*Stated goal*. Find the lines holding the string "that" in the data, then copy all of them.

*Stored rows*.
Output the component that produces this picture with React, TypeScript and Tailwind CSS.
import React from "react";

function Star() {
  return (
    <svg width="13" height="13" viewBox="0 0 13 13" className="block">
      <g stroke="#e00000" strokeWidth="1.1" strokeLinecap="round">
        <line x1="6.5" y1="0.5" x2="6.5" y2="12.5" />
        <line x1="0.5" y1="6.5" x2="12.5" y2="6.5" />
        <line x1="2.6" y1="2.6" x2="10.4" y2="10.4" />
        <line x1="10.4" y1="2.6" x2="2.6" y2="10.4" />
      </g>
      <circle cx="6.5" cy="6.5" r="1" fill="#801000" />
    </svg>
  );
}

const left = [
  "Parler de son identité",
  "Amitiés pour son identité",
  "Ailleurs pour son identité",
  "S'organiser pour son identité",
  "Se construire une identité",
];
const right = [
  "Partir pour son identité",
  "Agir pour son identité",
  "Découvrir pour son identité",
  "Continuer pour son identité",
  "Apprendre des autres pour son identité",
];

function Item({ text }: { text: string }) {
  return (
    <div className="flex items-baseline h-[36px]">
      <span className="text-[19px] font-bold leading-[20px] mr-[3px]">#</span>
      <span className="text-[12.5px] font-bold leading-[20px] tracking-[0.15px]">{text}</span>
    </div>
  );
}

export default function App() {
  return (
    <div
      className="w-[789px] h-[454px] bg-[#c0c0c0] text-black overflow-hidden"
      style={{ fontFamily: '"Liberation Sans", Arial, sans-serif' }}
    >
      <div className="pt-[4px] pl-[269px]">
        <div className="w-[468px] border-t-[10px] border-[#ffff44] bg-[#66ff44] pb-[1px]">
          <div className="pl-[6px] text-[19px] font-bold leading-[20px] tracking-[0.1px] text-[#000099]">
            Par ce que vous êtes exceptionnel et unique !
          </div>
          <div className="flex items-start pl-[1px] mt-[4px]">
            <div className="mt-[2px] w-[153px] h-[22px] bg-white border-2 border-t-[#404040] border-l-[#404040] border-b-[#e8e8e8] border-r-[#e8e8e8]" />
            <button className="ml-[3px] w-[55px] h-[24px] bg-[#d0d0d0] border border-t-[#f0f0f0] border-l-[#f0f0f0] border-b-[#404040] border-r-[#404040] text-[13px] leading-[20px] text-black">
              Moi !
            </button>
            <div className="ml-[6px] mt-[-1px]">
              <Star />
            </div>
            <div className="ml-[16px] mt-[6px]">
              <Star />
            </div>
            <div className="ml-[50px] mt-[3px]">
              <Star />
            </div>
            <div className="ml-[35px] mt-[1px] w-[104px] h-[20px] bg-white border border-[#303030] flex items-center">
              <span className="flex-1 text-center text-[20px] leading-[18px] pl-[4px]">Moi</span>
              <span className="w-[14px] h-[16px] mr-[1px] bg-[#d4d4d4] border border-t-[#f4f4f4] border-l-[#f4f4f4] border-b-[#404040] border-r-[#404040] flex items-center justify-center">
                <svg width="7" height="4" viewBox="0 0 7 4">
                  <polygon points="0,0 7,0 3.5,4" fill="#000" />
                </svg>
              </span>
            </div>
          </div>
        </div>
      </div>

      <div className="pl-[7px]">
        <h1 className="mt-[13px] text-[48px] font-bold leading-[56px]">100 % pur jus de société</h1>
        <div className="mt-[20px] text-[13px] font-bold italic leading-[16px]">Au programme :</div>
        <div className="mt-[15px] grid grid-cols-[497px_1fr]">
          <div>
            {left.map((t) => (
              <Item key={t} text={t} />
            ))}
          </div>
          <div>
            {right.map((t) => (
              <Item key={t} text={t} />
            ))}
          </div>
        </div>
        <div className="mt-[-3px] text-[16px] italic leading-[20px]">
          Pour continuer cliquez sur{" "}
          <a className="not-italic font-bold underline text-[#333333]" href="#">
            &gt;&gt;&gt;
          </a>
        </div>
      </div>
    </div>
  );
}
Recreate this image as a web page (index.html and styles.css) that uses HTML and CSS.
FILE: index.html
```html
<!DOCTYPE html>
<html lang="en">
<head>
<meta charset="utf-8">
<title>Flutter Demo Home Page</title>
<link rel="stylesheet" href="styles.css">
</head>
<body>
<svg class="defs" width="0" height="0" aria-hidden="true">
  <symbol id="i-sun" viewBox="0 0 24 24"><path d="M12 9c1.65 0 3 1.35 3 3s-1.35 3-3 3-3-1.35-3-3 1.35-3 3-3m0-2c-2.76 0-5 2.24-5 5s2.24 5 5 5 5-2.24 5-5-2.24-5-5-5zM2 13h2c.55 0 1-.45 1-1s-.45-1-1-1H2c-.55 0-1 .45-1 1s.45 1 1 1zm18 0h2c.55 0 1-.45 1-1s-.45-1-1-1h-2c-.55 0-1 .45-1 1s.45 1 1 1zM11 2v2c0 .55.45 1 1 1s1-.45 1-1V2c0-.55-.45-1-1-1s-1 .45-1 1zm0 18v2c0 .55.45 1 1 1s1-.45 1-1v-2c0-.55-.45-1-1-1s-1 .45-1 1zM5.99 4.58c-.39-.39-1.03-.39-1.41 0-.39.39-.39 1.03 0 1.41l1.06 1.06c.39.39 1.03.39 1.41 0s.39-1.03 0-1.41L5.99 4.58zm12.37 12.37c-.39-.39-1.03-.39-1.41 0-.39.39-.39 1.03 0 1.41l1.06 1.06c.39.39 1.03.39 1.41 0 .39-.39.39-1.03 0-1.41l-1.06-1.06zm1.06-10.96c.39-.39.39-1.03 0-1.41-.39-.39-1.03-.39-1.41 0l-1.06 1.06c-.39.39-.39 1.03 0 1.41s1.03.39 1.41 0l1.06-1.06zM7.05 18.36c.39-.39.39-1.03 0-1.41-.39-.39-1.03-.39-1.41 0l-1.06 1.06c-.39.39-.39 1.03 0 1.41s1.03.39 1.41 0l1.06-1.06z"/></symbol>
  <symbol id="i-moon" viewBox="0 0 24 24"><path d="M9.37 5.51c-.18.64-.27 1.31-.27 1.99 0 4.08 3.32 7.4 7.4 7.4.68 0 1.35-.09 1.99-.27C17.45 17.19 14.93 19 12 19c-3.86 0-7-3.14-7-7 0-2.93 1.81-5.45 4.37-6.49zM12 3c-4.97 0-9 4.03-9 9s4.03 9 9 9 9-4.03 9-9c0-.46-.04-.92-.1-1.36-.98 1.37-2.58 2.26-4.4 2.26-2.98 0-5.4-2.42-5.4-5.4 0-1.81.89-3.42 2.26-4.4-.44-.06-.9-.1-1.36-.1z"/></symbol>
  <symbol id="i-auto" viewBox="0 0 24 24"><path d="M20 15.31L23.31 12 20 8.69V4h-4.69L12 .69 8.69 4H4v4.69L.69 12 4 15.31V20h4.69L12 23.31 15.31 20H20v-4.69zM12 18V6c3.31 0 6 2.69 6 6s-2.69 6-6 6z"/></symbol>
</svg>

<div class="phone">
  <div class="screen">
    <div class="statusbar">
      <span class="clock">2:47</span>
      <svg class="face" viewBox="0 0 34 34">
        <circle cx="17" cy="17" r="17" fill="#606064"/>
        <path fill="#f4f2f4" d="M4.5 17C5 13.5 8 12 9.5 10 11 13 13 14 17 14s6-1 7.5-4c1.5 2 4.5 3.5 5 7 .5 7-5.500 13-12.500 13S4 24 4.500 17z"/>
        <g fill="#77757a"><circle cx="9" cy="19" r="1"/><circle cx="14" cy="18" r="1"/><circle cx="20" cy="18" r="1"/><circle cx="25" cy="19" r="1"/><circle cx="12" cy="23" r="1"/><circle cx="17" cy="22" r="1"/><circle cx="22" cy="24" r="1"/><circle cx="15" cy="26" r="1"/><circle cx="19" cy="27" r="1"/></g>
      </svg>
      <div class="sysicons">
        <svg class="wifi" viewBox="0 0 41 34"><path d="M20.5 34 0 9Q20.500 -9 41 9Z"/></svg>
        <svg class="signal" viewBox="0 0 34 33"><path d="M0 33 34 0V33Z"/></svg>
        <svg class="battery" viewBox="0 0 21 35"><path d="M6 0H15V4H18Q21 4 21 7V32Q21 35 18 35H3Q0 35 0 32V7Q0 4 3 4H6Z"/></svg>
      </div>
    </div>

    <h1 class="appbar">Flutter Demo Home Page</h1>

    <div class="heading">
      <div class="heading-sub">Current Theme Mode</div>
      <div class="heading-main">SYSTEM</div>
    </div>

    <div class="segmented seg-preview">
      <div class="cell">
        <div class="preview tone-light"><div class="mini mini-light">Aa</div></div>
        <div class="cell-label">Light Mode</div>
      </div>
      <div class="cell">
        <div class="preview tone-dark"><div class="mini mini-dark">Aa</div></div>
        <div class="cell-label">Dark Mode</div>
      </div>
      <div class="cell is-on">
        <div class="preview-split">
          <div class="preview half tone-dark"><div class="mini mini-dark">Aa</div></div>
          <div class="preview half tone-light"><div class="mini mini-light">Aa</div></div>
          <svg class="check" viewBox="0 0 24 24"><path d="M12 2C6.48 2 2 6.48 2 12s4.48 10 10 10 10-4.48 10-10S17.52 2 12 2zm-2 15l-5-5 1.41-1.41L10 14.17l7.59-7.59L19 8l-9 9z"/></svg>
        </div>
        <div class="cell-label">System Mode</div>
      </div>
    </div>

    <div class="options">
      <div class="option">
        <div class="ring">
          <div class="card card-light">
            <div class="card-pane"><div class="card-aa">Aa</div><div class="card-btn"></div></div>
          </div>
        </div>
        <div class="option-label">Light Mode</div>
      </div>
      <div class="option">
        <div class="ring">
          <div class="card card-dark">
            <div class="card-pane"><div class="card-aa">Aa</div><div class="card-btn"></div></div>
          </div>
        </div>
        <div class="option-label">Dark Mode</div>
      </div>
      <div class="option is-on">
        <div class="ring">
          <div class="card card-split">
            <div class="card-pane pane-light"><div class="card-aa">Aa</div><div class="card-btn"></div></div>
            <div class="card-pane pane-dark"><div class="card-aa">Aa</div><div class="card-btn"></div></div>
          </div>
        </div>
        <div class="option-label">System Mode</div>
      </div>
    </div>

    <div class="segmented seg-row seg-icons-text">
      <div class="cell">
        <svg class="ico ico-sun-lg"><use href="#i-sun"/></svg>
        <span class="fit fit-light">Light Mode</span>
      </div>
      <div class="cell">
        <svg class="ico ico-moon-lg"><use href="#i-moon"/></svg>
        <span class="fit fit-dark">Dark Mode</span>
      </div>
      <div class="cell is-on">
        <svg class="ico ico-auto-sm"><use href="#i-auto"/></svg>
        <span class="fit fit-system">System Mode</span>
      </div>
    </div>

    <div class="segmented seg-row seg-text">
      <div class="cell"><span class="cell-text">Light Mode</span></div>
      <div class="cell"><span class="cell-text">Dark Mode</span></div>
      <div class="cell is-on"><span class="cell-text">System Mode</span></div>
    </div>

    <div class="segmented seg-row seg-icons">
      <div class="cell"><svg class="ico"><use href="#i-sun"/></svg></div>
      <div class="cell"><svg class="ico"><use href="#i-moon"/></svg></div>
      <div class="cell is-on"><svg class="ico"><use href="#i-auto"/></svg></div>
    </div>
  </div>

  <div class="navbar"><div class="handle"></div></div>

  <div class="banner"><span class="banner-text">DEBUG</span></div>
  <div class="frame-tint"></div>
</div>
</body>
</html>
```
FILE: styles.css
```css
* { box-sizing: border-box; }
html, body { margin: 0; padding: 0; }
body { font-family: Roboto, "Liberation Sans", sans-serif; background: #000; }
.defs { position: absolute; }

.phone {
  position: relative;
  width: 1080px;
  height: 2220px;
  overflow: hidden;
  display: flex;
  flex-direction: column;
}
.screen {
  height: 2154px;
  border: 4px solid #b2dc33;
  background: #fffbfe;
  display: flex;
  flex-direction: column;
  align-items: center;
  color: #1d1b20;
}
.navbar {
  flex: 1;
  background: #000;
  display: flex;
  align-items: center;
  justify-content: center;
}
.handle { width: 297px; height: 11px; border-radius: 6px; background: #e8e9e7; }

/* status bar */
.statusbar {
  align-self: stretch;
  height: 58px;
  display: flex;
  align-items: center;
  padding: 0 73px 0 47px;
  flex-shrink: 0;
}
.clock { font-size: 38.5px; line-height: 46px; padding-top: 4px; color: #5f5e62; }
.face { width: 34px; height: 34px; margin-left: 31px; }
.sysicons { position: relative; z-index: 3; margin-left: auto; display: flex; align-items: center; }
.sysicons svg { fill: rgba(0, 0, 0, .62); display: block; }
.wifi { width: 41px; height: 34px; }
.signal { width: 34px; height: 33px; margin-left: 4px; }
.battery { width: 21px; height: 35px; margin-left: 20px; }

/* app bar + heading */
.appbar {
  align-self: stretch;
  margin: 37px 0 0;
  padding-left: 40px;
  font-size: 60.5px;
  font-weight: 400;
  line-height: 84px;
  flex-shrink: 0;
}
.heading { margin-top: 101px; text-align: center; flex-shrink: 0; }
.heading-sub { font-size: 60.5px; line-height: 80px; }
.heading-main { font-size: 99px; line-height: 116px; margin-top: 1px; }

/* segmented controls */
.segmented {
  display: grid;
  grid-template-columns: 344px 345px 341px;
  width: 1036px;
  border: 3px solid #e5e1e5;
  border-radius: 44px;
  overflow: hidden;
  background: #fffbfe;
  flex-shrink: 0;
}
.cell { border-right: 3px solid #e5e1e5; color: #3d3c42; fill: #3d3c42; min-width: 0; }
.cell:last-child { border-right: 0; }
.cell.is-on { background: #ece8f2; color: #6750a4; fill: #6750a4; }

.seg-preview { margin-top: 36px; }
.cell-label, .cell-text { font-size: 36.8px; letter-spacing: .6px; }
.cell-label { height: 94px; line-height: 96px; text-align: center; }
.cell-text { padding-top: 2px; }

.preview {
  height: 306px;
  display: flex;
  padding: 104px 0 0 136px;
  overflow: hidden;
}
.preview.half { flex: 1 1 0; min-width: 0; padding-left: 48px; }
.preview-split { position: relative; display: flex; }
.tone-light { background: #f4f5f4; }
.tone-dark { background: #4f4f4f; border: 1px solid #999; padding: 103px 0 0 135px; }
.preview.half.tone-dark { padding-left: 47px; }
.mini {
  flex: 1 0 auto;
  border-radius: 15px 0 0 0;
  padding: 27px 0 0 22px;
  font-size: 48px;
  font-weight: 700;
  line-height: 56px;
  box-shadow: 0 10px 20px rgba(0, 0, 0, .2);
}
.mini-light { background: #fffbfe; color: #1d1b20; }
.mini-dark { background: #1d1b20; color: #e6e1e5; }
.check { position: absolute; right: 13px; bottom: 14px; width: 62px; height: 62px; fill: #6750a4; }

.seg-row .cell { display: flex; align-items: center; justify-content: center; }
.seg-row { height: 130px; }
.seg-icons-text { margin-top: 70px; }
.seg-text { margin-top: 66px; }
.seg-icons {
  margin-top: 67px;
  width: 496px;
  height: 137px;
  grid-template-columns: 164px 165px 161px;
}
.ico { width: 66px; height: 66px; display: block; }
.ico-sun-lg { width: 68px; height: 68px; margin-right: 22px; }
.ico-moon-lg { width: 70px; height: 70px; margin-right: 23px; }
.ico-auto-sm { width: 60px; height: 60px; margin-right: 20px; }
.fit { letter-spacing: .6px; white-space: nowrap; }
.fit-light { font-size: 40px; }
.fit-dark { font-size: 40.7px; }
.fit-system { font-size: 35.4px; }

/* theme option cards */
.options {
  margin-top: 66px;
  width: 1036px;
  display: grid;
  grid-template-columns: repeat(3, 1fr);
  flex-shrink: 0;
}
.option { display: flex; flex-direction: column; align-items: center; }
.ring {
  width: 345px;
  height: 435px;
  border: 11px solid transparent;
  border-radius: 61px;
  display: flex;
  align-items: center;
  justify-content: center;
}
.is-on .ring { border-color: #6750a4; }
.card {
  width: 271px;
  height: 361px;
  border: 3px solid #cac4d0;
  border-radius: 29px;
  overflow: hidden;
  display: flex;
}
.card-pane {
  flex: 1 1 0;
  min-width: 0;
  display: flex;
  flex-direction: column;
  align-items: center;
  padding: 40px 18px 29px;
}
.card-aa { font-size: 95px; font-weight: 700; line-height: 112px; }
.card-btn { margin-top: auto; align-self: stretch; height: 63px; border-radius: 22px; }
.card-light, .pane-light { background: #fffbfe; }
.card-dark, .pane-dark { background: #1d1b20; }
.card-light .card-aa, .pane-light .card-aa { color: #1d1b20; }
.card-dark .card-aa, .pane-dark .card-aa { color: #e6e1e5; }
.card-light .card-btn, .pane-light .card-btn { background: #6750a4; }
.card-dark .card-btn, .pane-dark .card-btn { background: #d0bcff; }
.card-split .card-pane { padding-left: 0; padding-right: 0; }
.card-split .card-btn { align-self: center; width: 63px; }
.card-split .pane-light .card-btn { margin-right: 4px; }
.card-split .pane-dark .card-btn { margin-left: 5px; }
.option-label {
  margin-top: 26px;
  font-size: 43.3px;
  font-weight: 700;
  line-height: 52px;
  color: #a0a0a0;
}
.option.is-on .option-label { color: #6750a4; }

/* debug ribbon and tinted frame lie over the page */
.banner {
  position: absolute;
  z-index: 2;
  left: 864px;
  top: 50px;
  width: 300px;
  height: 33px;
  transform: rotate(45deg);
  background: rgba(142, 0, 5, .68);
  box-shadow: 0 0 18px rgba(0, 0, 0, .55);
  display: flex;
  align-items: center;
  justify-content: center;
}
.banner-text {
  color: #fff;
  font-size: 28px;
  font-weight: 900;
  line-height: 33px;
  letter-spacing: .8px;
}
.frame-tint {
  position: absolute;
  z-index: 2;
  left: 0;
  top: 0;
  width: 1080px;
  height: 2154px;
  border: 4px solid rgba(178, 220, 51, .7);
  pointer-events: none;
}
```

*Reply*.
Output the component that produces this picture with React, TypeScript and Tailwind CSS.
Recreate this image as a web page (index.html and styles.css) that uses HTML and CSS.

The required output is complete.